- [STATED PROBLEM] Can you set down, exactly as they appear below, the lines from the opening of the material through the one bearing "const order = ref('2')", minus the pictures?

- [RECORDS TO PROCESS]
────────────────────────────────────────
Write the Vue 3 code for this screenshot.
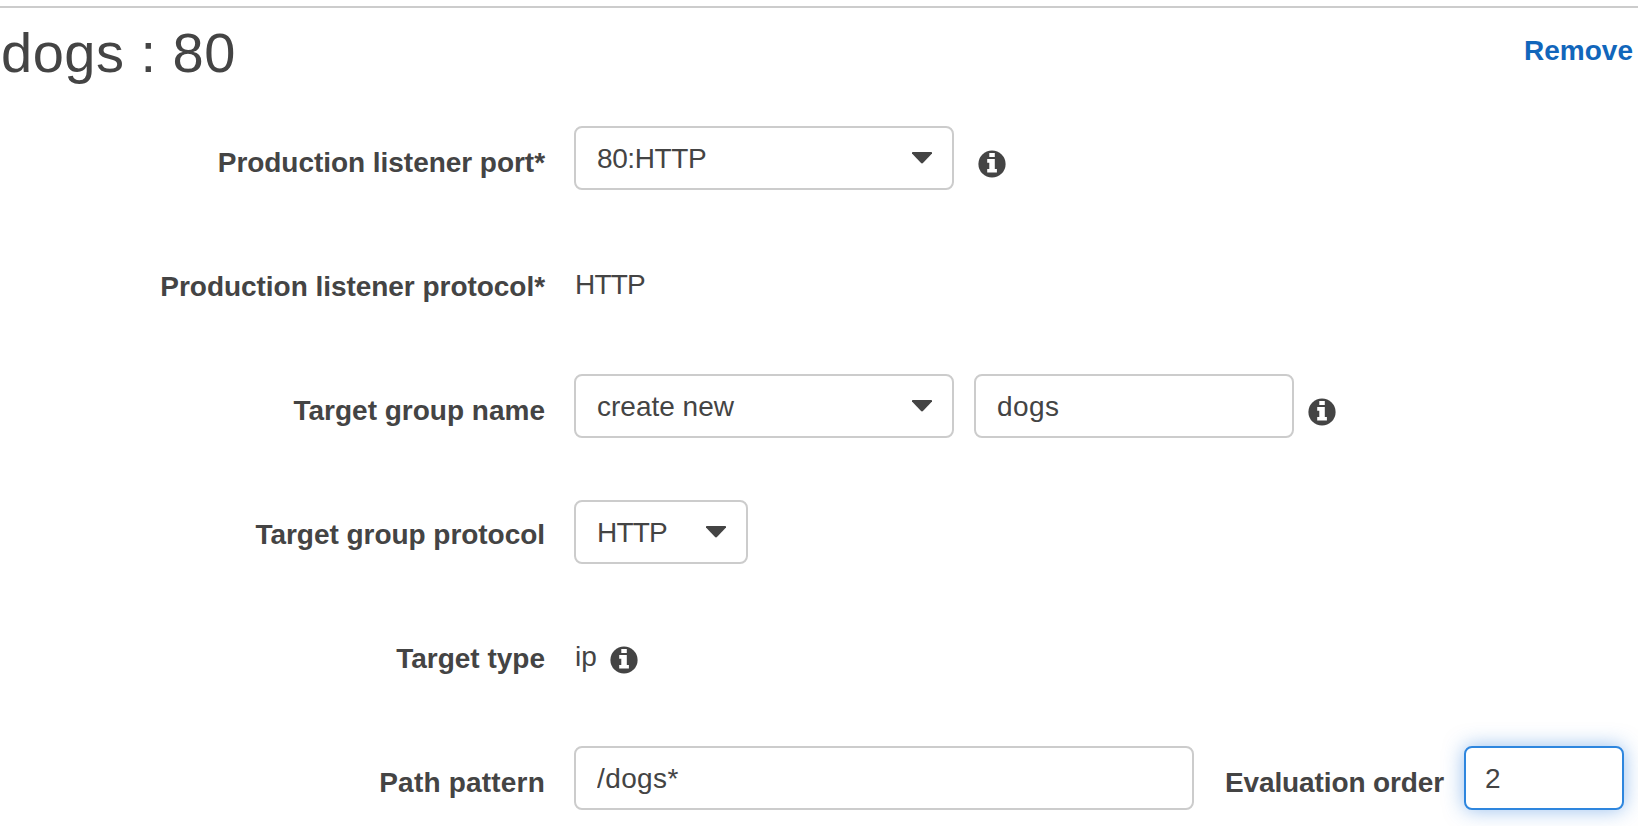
<script setup>
import { ref, h } from 'vue'

const pathPattern = ref('/dogs*')
const groupName = ref('dogs')
const order = ref('2')

const InfoIcon = () =>
  h('svg', { viewBox: '0 0 28 28', width: 28, height: 28, 'aria-label': 'Info' }, [
    h('circle', { cx: 14, cy: 14, r: 13.6, fill: '#444' }),
    h('path', { d: 'M11.3 3h5.5v4h-5.5zM9.2 9h7.6v10h2.1v3.6H9.2V19h2.1v-6.2H9.2z', fill: '#fff' }),
  ])

const Caret = () =>
  h('svg', { viewBox: '0 0 20 12', width: 20, height: 12 }, [
    h('path', { d: 'M.8 0h18.4q.8 0 .8.8v.7L11.2 10.8q-1.2 1.2-2.4 0L0 1.5V.8Q0 0 .8 0z', fill: '#444' }),
  ])
</script>

<template>
  <section class="panel">
    <header class="head">
      <h1>dogs : 80</h1>
      <a class="remove">Remove</a>
    </header>

    <div class="row">
      <label class="label port">Production listener port*</label>
      <div class="controls">
        <div class="box select wide"><span class="tight">80:HTTP</span><Caret /></div>
        <InfoIcon class="info far" />
      </div>
    </div>

    <div class="row">
      <label class="label protocol">Production listener protocol*</label>
      <div class="controls low"><span class="value caps">HTTP</span></div>
    </div>

    <div class="row">
      <label class="label name">Target group name</label>
      <div class="controls">
        <div class="box select wide"><span>create new</span><Caret /></div>
        <input v-model="groupName" class="box group" />
        <InfoIcon class="info near" />
      </div>
    </div>

    <div class="row">
      <label class="label gproto">Target group protocol</label>
      <div class="controls low">
        <div class="box select small"><span class="caps">HTTP</span><Caret /></div>
      </div>
    </div>

    <div class="row">
      <label class="label type">Target type</label>
      <div class="controls low">
        <span class="value">ip</span>
        <InfoIcon class="info inline" />
      </div>
    </div>

    <div class="row">
      <label class="label path">Path pattern</label>
      <div class="controls">
        <input v-model="pathPattern" class="box pattern" />
        <label class="label eval">Evaluation order</label>
        <input v-model="order" class="box order active" />
      </div>
    </div>
  </section>
</template>

<style>
html,
body {
  overflow: hidden;
  background: #fff;
}
</style>

<style scoped>
.panel {
  box-sizing: border-box;
  width: 100%;
  height: 826px;
  padding-top: 6px;
  overflow: hidden;
  color: #444;
  background: #fff;
  font: 28px/32px "Liberation Sans", Arial, sans-serif;
}
.head {
  box-sizing: border-box;
  height: 90px;
  display: flex;
  justify-content: space-between;
  align-items: flex-start;
  border-top: 2px solid #ccc;
  padding-right: 5px;
}
h1 {
  margin: 13px 0 0 1px;
  font-size: 56px;
  line-height: 64px;
  font-weight: 400;
  letter-spacing: 0.5px;
}
.remove {
  margin-top: 27px;
  color: #1166bb;
  font-weight: 700;
}
.row {
  height: 124px;
  display: grid;
  grid-template-columns: 545px 1fr;
  column-gap: 29px;
  align-items: center;
}
.label {
  padding-top: 10px;
  text-align: right;
  font-weight: 700;
  white-space: nowrap;
}
.port,
.protocol,
.gproto {
  letter-spacing: -0.04px;
}
.path {
  letter-spacing: 0.2px;
}
.controls {
  display: flex;
  align-items: center;
}
.low {
  padding-top: 4px;
}
.value {
  padding-top: 2px;
  margin-left: 1px;
}
.caps {
  letter-spacing: -0.8px;
}
.tight {
  letter-spacing: -0.4px;
}
.box {
  box-sizing: border-box;
  height: 64px;
  border: 2px solid #ccc;
  border-radius: 8px;
  padding: 2px 20px 0 21px;
  background: #fff;
  color: #444;
  font: inherit;
  outline: none;
}
.select {
  display: flex;
  align-items: center;
  justify-content: space-between;
}
.select svg {
  margin-bottom: 2px;
}
.wide {
  width: 380px;
}
.small {
  width: 174px;
}
.group {
  width: 320px;
  margin-left: 20px;
  letter-spacing: 0.4px;
}
.pattern {
  width: 620px;
  letter-spacing: 0.4px;
}
.order {
  width: 160px;
  margin-left: 20px;
  padding-left: 19px;
}
.active {
  border-color: #2e86de;
  box-shadow: 0 0 20px rgba(46, 125, 222, 0.5);
}
.info {
  flex: none;
  margin-top: 12px;
}
.far {
  margin-left: 24px;
}
.near {
  margin-left: 14px;
}
.inline {
  margin: 8px 0 0 13px;
}
.eval {
  margin-left: 31px;
  letter-spacing: -0.12px;
}
</style>
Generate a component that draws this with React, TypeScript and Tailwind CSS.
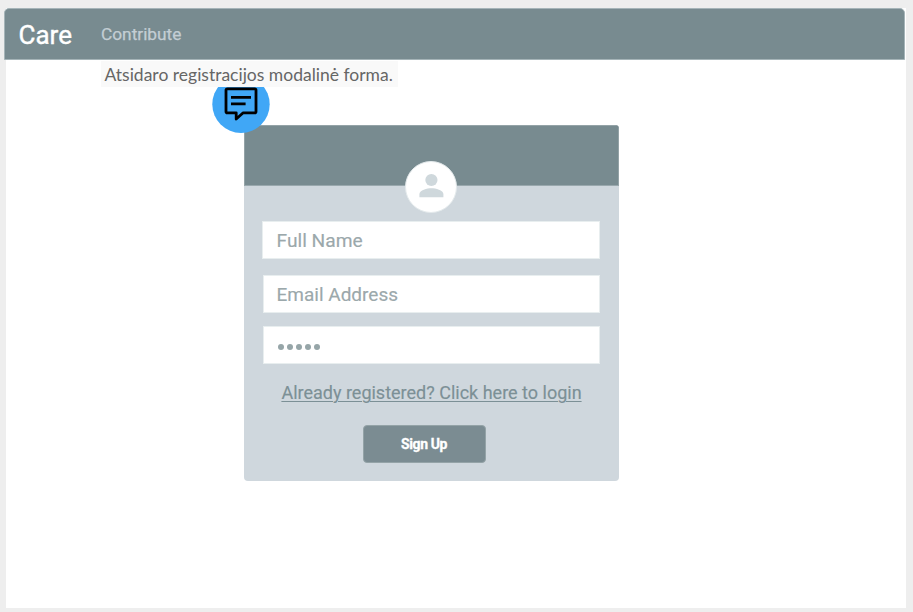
import React from "react";

function Field({ label, className }: { label: string; className: string }) {
  return (
    <input
      readOnly
      placeholder={label}
      className={`block h-[38px] border border-[#e8eeef] bg-white font-[Roboto,sans-serif] text-[#9ba8ab] outline-none [-webkit-text-stroke:0.15px] placeholder:text-[#9ba8ab] ${className}`}
    />
  );
}

function CommentBadge() {
  return (
    <svg className="absolute left-[206px] top-[67px] h-[58px] w-[58px]" viewBox="212 75 58 58">
      <circle cx="241" cy="104.3" r="28.7" fill="#40a7f6" />
      <path
        d="M227.6 88.8H254.6Q256 88.8 256 90.2V111.4Q256 112.8 254.6 112.8H243.2L236.2 119V112.8H227.4Q226 112.8 226 111.4V90.2Q226 88.8 227.6 88.8Z"
        fill="none"
        stroke="#000"
        strokeWidth="2.8"
        strokeLinejoin="round"
      />
      <path d="M231 97.3H251M231 103.8H245.6" stroke="#000" strokeWidth="2.8" />
    </svg>
  );
}

function SignUpCard() {
  return (
    <section className="ml-[238px] mt-[65px] h-[356px] w-[375px] overflow-hidden rounded-[4px] bg-[#cfd7dd]">
      <div className="flex h-[61px] justify-center border border-b-[#99a8ad] border-[#94a3a7] bg-[#788b90] pr-[1px] pt-[35px]">
        <div className="flex h-[52px] w-[52px] shrink-0 items-center justify-center rounded-full border border-[#e4eaec] bg-white">
          <svg viewBox="0 0 52 52" className="h-[52px] w-[52px] shrink-0" fill="#cfd8dc">
            <circle cx="26.4" cy="19" r="6.1" />
            <path d="M14.4 36.2V33C14.4 29 22.2 27.2 26.4 27.2S38.4 29 38.4 33V36.2Z" />
          </svg>
        </div>
      </div>
      <form className="flex flex-col">
        <Field label="Full Name" className="ml-[18px] mt-[35px] w-[338px] pl-[13.5px] text-[19.2px]" />
        <Field label="Email Address" className="ml-[19px] mt-4 w-[337px] pl-[12.5px] text-[19px]" />
        <div className="ml-[19px] mt-[13px] flex h-[38px] w-[337px] items-center gap-[3px] border border-[#e8eeef] bg-white pl-[13.5px] pt-[3px]">
          {[0, 1, 2, 3, 4].map((dot) => (
            <span key={dot} className="h-[6px] w-[6px] rounded-full bg-[#96a5a8]" />
          ))}
        </div>
        <a className="mt-[17px] self-center whitespace-nowrap text-[18px] leading-6 text-[#7c9096] underline decoration-1 underline-offset-2 [-webkit-text-stroke:0.15px]">
          Already registered? Click here to login
        </a>
        <button
          type="button"
          className="ml-[119px] mt-[20px] h-[38px] w-[123px] rounded-[4px] border border-[#94a3a7] bg-[#7b8c92] pr-[1px] text-[14px] font-bold tracking-[-0.4px] text-white [-webkit-text-stroke:0.3px]"
        >
          Sign Up
        </button>
      </form>
    </section>
  );
}

export default function App() {
  return (
    <div className="h-[612px] w-[913px] overflow-hidden bg-[#eeeeee] pl-[6px] pt-2 font-[Roboto,sans-serif]">
      <div className="relative h-[600px] w-[900px] bg-white">
        <header className="-ml-[2px] flex h-[52px] w-[901px] items-center rounded-t-[5px] border border-[#a5b4b8] bg-[#788b90]">
          <span className="ml-[13.5px] w-[82.5px] pt-[2px] text-[26px] leading-none text-white [-webkit-text-stroke:0.4px]">Care</span>
          <span className="pt-[1px] text-[17.3px] leading-none text-[#c3ced4] [-webkit-text-stroke:0.25px]">Contribute</span>
        </header>
        <SignUpCard />
        <CommentBadge />
        <div className="absolute left-[95px] top-[53px] h-[26px] w-[297px] whitespace-nowrap bg-[#f9f9f9] pl-[3.5px] font-[Lato,sans-serif] text-[17.5px] leading-[27px] text-[#666666]">
          Atsidaro registracijos modalinė forma.
        </div>
      </div>
    </div>
  );
}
────────────────────────────────────────
- [ANSWER TO THIS EXERCISE]
Write the Vue 3 code for this screenshot.
<script setup>
import { ref, h } from 'vue'

const pathPattern = ref('/dogs*')
const groupName = ref('dogs')
const order = ref('2')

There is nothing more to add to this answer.